[Start Stored records]
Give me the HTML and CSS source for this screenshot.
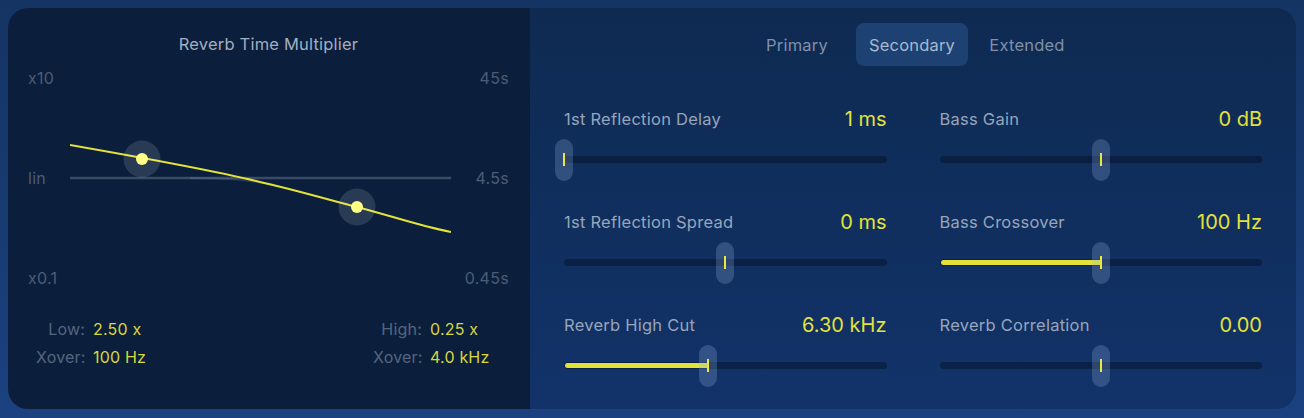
FILE: index.html
```html
<!DOCTYPE html>
<html lang="en">
<head>
  <meta charset="UTF-8">
  <title>Reverb Time Multiplier</title>
  <link rel="stylesheet" href="styles.css">
</head>
<body>

  <div class="unit">

    <!-- multiplier curve -->
    <section class="curve-pane">
      <h2 class="pane-title">Reverb Time Multiplier</h2>

      <div class="chart">
        <div class="axis axis-mult">
          <span>x10</span>
          <span>lin</span>
          <span>x0.1</span>
        </div>

        <svg class="curve" width="381" height="220" viewBox="0 0 381 220">
          <line class="lin-line" x1="0" y1="110" x2="381" y2="110"/>
          <path class="ghost-line" d="M120,110 C160,110 178,112 204,117"/>
          <path class="mult-line" d="M0,77 C40,84 150,104 190,114 C230,123 255,131 287,139 C325,149 350,158 381,164"/>
          <circle class="halo" cx="72" cy="91" r="18.5"/>
          <circle class="dot" cx="72" cy="91" r="6"/>
          <circle class="halo" cx="287" cy="139" r="18.5"/>
          <circle class="dot" cx="287" cy="139" r="6"/>
        </svg>

        <div class="axis axis-time">
          <span>45s</span>
          <span>4.5s</span>
          <span>0.45s</span>
        </div>
      </div>

      <div class="readouts">
        <dl class="readout">
          <dt>Low:</dt><dd>2.50 x</dd>
          <dt>Xover:</dt><dd>100 Hz</dd>
        </dl>
        <dl class="readout">
          <dt>High:</dt><dd>0.25 x</dd>
          <dt>Xover:</dt><dd>4.0 kHz</dd>
        </dl>
      </div>
    </section>

    <!-- parameter sliders -->
    <section class="params-pane">
      <nav class="tabs">
        <button class="tab">Primary</button>
        <button class="tab active">Secondary</button>
        <button class="tab">Extended</button>
      </nav>

      <div class="params">
        <div class="param">
          <div class="param-head">
            <span class="param-name">1st Reflection Delay</span>
            <span class="param-value">1 ms</span>
          </div>
          <div class="slider">
            <div class="track">
              <div class="thumb" style="left: 0%"></div>
            </div>
          </div>
        </div>

        <div class="param">
          <div class="param-head">
            <span class="param-name">Bass Gain</span>
            <span class="param-value">0 dB</span>
          </div>
          <div class="slider">
            <div class="track">
              <div class="thumb" style="left: 50%"></div>
            </div>
          </div>
        </div>

        <div class="param">
          <div class="param-head">
            <span class="param-name">1st Reflection Spread</span>
            <span class="param-value">0 ms</span>
          </div>
          <div class="slider">
            <div class="track">
              <div class="thumb" style="left: 50%"></div>
            </div>
          </div>
        </div>

        <div class="param">
          <div class="param-head">
            <span class="param-name">Bass Crossover</span>
            <span class="param-value">100 Hz</span>
          </div>
          <div class="slider">
            <div class="track">
              <div class="fill" style="width: 50%"></div>
              <div class="thumb" style="left: 50%"></div>
            </div>
          </div>
        </div>

        <div class="param">
          <div class="param-head">
            <span class="param-name">Reverb High Cut</span>
            <span class="param-value">6.30 kHz</span>
          </div>
          <div class="slider">
            <div class="track">
              <div class="fill" style="width: 44.6%"></div>
              <div class="thumb" style="left: 44.6%"></div>
            </div>
          </div>
        </div>

        <div class="param">
          <div class="param-head">
            <span class="param-name">Reverb Correlation</span>
            <span class="param-value">0.00</span>
          </div>
          <div class="slider">
            <div class="track">
              <div class="thumb" style="left: 50%"></div>
            </div>
          </div>
        </div>
      </div>
    </section>

  </div>

</body>
</html>
```

FILE: styles.css
```css
* {
  margin: 0;
  padding: 0;
  box-sizing: border-box;
}

body {
  height: 100vh;
  padding: 8px;
  overflow: hidden;
  background: linear-gradient(180deg, #143463 0%, #1b4180 100%);
  font-family: Inter, "Liberation Sans", sans-serif;
}

.unit {
  display: flex;
  width: 1288px;
  height: 401px;
  border-radius: 20px;
  overflow: hidden;
}

/* ---------- left: curve ---------- */

.curve-pane {
  width: 522px;
  padding: 26px 21px 0 20px;
  background: #0b1f3d;
}

.pane-title {
  font-size: 16.5px;
  font-weight: 400;
  line-height: 20px;
  letter-spacing: 0.2px;
  text-align: center;
  color: #a3aec0;
}

.chart {
  display: grid;
  grid-template-columns: 42px 381px 58px;
  height: 220px;
  margin-top: 14px;
}

.axis {
  display: flex;
  flex-direction: column;
  justify-content: space-between;
  font-size: 16px;
  line-height: 20px;
  letter-spacing: 0.3px;
  color: #4d5c76;
}

.axis-time {
  text-align: right;
}

.curve {
  display: block;
}

.lin-line {
  stroke: #3a4b66;
  stroke-width: 2.5;
}

.ghost-line {
  fill: none;
  stroke: rgba(120, 140, 170, 0.25);
  stroke-width: 2;
}

.mult-line {
  fill: none;
  stroke: #e2e23a;
  stroke-width: 2;
}

.halo {
  fill: rgba(255, 255, 255, 0.12);
}

.dot {
  fill: #ffff88;
}

.readouts {
  display: grid;
  grid-template-columns: 337px auto;
  margin-top: 27px;
  padding-left: 8px;
}

.readout {
  display: grid;
  grid-template-columns: 49px auto;
  column-gap: 8px;
  font-size: 16px;
  line-height: 28px;
  letter-spacing: 0.2px;
}

.readout dt {
  text-align: right;
  color: #56657e;
}

.readout dd {
  color: #d8d83a;
}

/* ---------- right: sliders ---------- */

.params-pane {
  flex: 1;
  padding: 15px 34px 0;
  background: linear-gradient(180deg, #0e2a51 0%, #12336a 100%);
}

.tabs {
  display: flex;
  justify-content: center;
  gap: 3px;
  margin-left: -2px;
}

.tab {
  width: 112px;
  height: 43px;
  border: none;
  border-radius: 8px;
  background: none;
  font-family: inherit;
  font-size: 16.5px;
  letter-spacing: 0.2px;
  color: #7f90aa;
}

.tab.active {
  background: #1c4172;
  color: #a8b8ce;
}

.params {
  display: grid;
  grid-template-columns: 1fr 1fr;
  column-gap: 53px;
  row-gap: 29.5px;
  margin-top: 41px;
}

.param-head {
  display: flex;
  justify-content: space-between;
  align-items: center;
  height: 24px;
}

.param-name {
  font-size: 16.5px;
  letter-spacing: 0.25px;
  color: #97a5bb;
}

.param-value {
  font-size: 20px;
  color: #e2e23a;
}

.slider {
  display: flex;
  align-items: center;
  height: 42px;
  margin-top: 7.5px;
}

.track {
  position: relative;
  width: 100%;
  height: 7px;
  border-radius: 4px;
  background: rgba(4, 18, 42, 0.5);
}

.fill {
  position: absolute;
  top: 1px;
  left: 1px;
  height: 5px;
  border-radius: 3px;
  background: #e2e23a;
}

.thumb {
  position: absolute;
  top: 50%;
  width: 18px;
  height: 42px;
  border-radius: 9px;
  background: rgba(150, 180, 225, 0.25);
  transform: translate(-50%, -50%);
}

.thumb::after {
  content: "";
  position: absolute;
  left: 8px;
  top: 14px;
  width: 2px;
  height: 13px;
  background: #e8e840;
}
```
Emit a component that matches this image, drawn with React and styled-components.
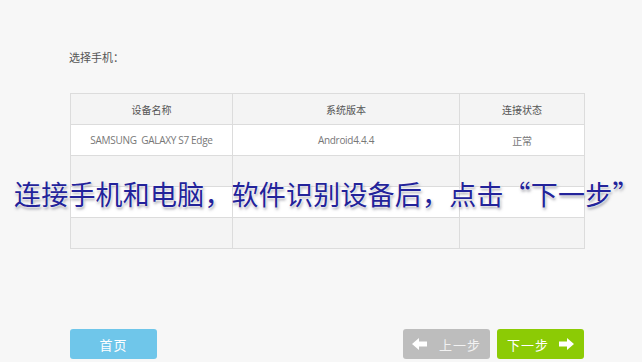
import React from "react";
import styled, { createGlobalStyle } from "styled-components";

const Global = createGlobalStyle`
  html, body { margin: 0; padding: 0; background: #f7f7f7; }
  body { font-family: "Noto Sans CJK SC", "Noto Sans", sans-serif; }
`;

const Page = styled.div`
  position: relative;
  width: 642px;
  height: 362px;
  overflow: hidden;
  background: #f7f7f7;
  box-sizing: border-box;
  padding: 48px 58px 0 70px;
  display: flex;
  flex-direction: column;
`;

const Title = styled.div`
  font-size: 11px;
  line-height: 18px;
  color: #555;
  margin-left: -1px;
`;

const Table = styled.table`
  margin-top: 27px;
  width: 514px;
  border-collapse: collapse;
  table-layout: fixed;
  border: 1px solid #dcdcdc;
`;

const Th = styled.th`
  height: 30px;
  padding: 0;
  font-weight: normal;
  font-size: 10px;
  color: #555;
  background: #f4f4f4;
  border: 1px solid #dcdcdc;
  text-align: center;
`;

const Tr = styled.tr`
  background: ${(p) => (p.$alt ? "#f4f4f4" : "#ffffff")};
`;

const Td = styled.td`
  height: 30px;
  padding: 0;
  font-family: "Open Sans", "Noto Sans CJK SC", sans-serif;
  font-size: 10px;
  color: #777;
  border: 1px solid #dcdcdc;
  text-align: center;
  letter-spacing: -0.3px;
`;

const Footer = styled.div`
  margin-top: 80px;
  display: flex;
  align-items: center;
`;

const Btn = styled.div`
  height: 30px;
  width: ${(p) => p.$w}px;
  border-radius: 3px;
  background: ${(p) => p.$bg};
  color: ${(p) => p.$fg || "#fff"};
  font-size: 13px;
  display: flex;
  align-items: center;
  justify-content: center;
  gap: ${(p) => p.$gap || 0}px;
  margin-left: ${(p) => p.$ml || 0}px;
  letter-spacing: 1px;
`;

const Spacer = styled.div`
  flex: 1;
`;

const Caption = styled.div`
  position: absolute;
  left: 14px;
  top: 176px;
  width: 630px;
  white-space: nowrap;
  font-size: 27px;
  line-height: 36px;
  color: #23239a;
  letter-spacing: 0.2px;
  text-shadow: 0 0 2px #fff, 0 0 3px #fff, 1px 2px 3px rgba(60, 60, 80, 0.55);
`;

const Arrow = ({ dir }) => (
  <svg width="15" height="12" viewBox="0 0 15 12" style={{ transform: dir === "left" ? "scaleX(-1)" : "none" }}>
    <path d="M0 3.5 H8 V0 L15 6 L8 12 V8.5 H0 Z" fill="#fff" />
  </svg>
);

export default function App() {
  return (
    <>
      <Global />
      <Page>
        <Title>选择手机：</Title>
        <Table>
          <colgroup>
            <col style={{ width: 162 }} />
            <col style={{ width: 227 }} />
            <col style={{ width: 125 }} />
          </colgroup>
          <thead>
            <tr>
              <Th>设备名称</Th>
              <Th>系统版本</Th>
              <Th>连接状态</Th>
            </tr>
          </thead>
          <tbody>
            <Tr>
              <Td>SAMSUNG&nbsp; GALAXY S7 Edge</Td>
              <Td>Android4.4.4</Td>
              <Td>正常</Td>
            </Tr>
            <Tr $alt>
              <Td />
              <Td />
              <Td />
            </Tr>
            <Tr>
              <Td />
              <Td />
              <Td />
            </Tr>
            <Tr $alt>
              <Td />
              <Td />
              <Td />
            </Tr>
          </tbody>
        </Table>
        <Footer>
          <Btn $w={87} $bg="#6fc6ea">首页</Btn>
          <Spacer />
          <Btn $w={87} $bg="#bdbdbd" $fg="#f2f2f2" $gap={12}>
            <Arrow dir="left" />
            <span>上一步</span>
          </Btn>
          <Btn $w={87} $bg="#8ccb05" $gap={10} $ml={7}>
            <span>下一步</span>
            <Arrow dir="right" />
          </Btn>
        </Footer>
        <Caption>连接手机和电脑，软件识别设备后，点击“下一步”</Caption>
      </Page>
    </>
  );
}
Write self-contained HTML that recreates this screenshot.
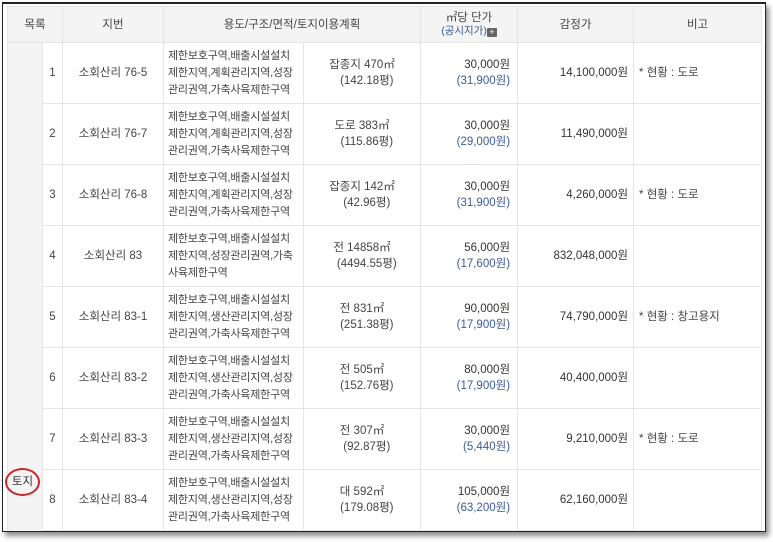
<!DOCTYPE html>
<html><head><meta charset="utf-8">
<style>
html,body{margin:0;padding:0;background:#fff;}
body{width:773px;height:542px;position:relative;overflow:hidden;font-family:"Liberation Sans","Noto Sans CJK KR",sans-serif;color:#444;font-size:11.5px;}
.frame{position:absolute;left:2px;top:2px;width:762px;height:527px;border:1px solid #222;border-top:2px solid #222;box-shadow:3px 4px 5px rgba(0,0,0,0.45);background:#fff;overflow:hidden;}
table{position:absolute;left:4px;top:2px;border-collapse:collapse;table-layout:fixed;width:754px;}
td,th{border:1px solid #e4e4e4;padding:0;text-align:center;vertical-align:middle;line-height:16px;}
th{background:#f4f4f4;font-weight:normal;height:35px;color:#444;}
tr.r td{height:60px;}
td.g{background:#f4f4f4;border-bottom:none;border-top:none;}
td.u{text-align:left;padding-left:4px;line-height:17px;font-size:11px;letter-spacing:-0.2px;}
td.p{text-align:right;padding-right:7px;color:#333;}
.b{color:#3a5a9c;}
td.k{text-align:right;padding-right:5px;color:#333;}
td.n{text-align:left;padding-left:5px;}
.pl{display:inline-block;width:10px;height:9px;background:#666;color:#fff;font-size:9px;line-height:9px;vertical-align:-1px;border-radius:1px}
.circle{position:absolute;left:5px;top:468px;width:35px;height:28px;border:2px solid #c8282b;border-radius:50%;box-sizing:border-box;text-align:center;line-height:24px;color:#333;}
</style></head><body>
<div class="frame">
<table>
<colgroup><col style="width:35px"><col style="width:20px"><col style="width:101px"><col style="width:140px"><col style="width:117px"><col style="width:97px"><col style="width:116px"><col style="width:128px"></colgroup>
<tr><th colspan="2">목록</th><th>지번</th><th colspan="2">용도/구조/면적/토지이용계획</th><th style="line-height:13px">㎡당 단가<br><span class="b" style="font-size:10.5px">(공시지가)</span><span class="pl">+</span></th><th>감정가</th><th>비고</th></tr>
<tr class="r"><td class="g" rowspan="8"></td><td>1</td><td>소회산리 76-5</td><td class="u">제한보호구역,배출시설설치<br>제한지역,계획관리지역,성장<br>관리권역,가축사육제한구역</td><td>잡종지 470㎡<br>&nbsp;&nbsp;&nbsp;(142.18평)</td><td class="p">30,000원<br><span class="b">(31,900원)</span></td><td class="k">14,100,000원</td><td class="n">* 현황 : 도로</td></tr>
<tr class="r"><td>2</td><td>소회산리 76-7</td><td class="u">제한보호구역,배출시설설치<br>제한지역,계획관리지역,성장<br>관리권역,가축사육제한구역</td><td>도로 383㎡<br>&nbsp;&nbsp;&nbsp;(115.86평)</td><td class="p">30,000원<br><span class="b">(29,000원)</span></td><td class="k">11,490,000원</td><td class="n"></td></tr>
<tr class="r"><td>3</td><td>소회산리 76-8</td><td class="u">제한보호구역,배출시설설치<br>제한지역,계획관리지역,성장<br>관리권역,가축사육제한구역</td><td>잡종지 142㎡<br>&nbsp;&nbsp;&nbsp;(42.96평)</td><td class="p">30,000원<br><span class="b">(31,900원)</span></td><td class="k">4,260,000원</td><td class="n">* 현황 : 도로</td></tr>
<tr class="r"><td>4</td><td>소회산리 83</td><td class="u">제한보호구역,배출시설설치<br>제한지역,성장관리권역,가축<br>사육제한구역</td><td>전 14858㎡<br>&nbsp;&nbsp;&nbsp;(4494.55평)</td><td class="p">56,000원<br><span class="b">(17,600원)</span></td><td class="k">832,048,000원</td><td class="n"></td></tr>
<tr class="r"><td>5</td><td>소회산리 83-1</td><td class="u">제한보호구역,배출시설설치<br>제한지역,생산관리지역,성장<br>관리권역,가축사육제한구역</td><td>전 831㎡<br>&nbsp;&nbsp;&nbsp;(251.38평)</td><td class="p">90,000원<br><span class="b">(17,900원)</span></td><td class="k">74,790,000원</td><td class="n">* 현황 : 창고용지</td></tr>
<tr class="r"><td>6</td><td>소회산리 83-2</td><td class="u">제한보호구역,배출시설설치<br>제한지역,생산관리지역,성장<br>관리권역,가축사육제한구역</td><td>전 505㎡<br>&nbsp;&nbsp;&nbsp;(152.76평)</td><td class="p">80,000원<br><span class="b">(17,900원)</span></td><td class="k">40,400,000원</td><td class="n"></td></tr>
<tr class="r"><td>7</td><td>소회산리 83-3</td><td class="u">제한보호구역,배출시설설치<br>제한지역,생산관리지역,성장<br>관리권역,가축사육제한구역</td><td>전 307㎡<br>&nbsp;&nbsp;&nbsp;(92.87평)</td><td class="p">30,000원<br><span class="b">(5,440원)</span></td><td class="k">9,210,000원</td><td class="n">* 현황 : 도로</td></tr>
<tr class="r"><td>8</td><td>소회산리 83-4</td><td class="u">제한보호구역,배출시설설치<br>제한지역,생산관리지역,성장<br>관리권역,가축사육제한구역</td><td>대 592㎡<br>&nbsp;&nbsp;&nbsp;(179.08평)</td><td class="p">105,000원<br><span class="b">(63,200원)</span></td><td class="k">62,160,000원</td><td class="n"></td></tr>
</table>
</div>
<div class="circle">토지</div>
</body></html>
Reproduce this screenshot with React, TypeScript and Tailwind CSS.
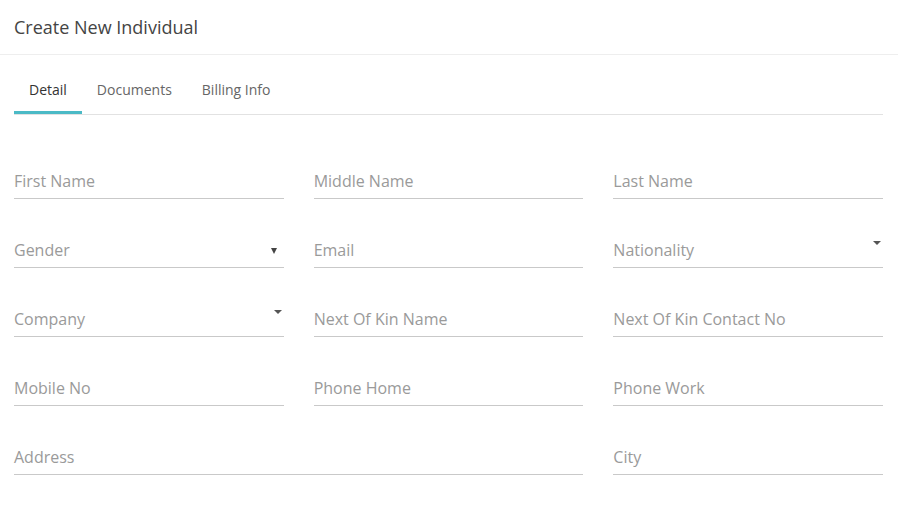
[End Stored records]
● Set task: Report back each line of the entries that holds the string "components".

● Completed exercise:
Emit a component that matches this image, drawn with React and styled-components.
import styled, { createGlobalStyle } from "styled-components";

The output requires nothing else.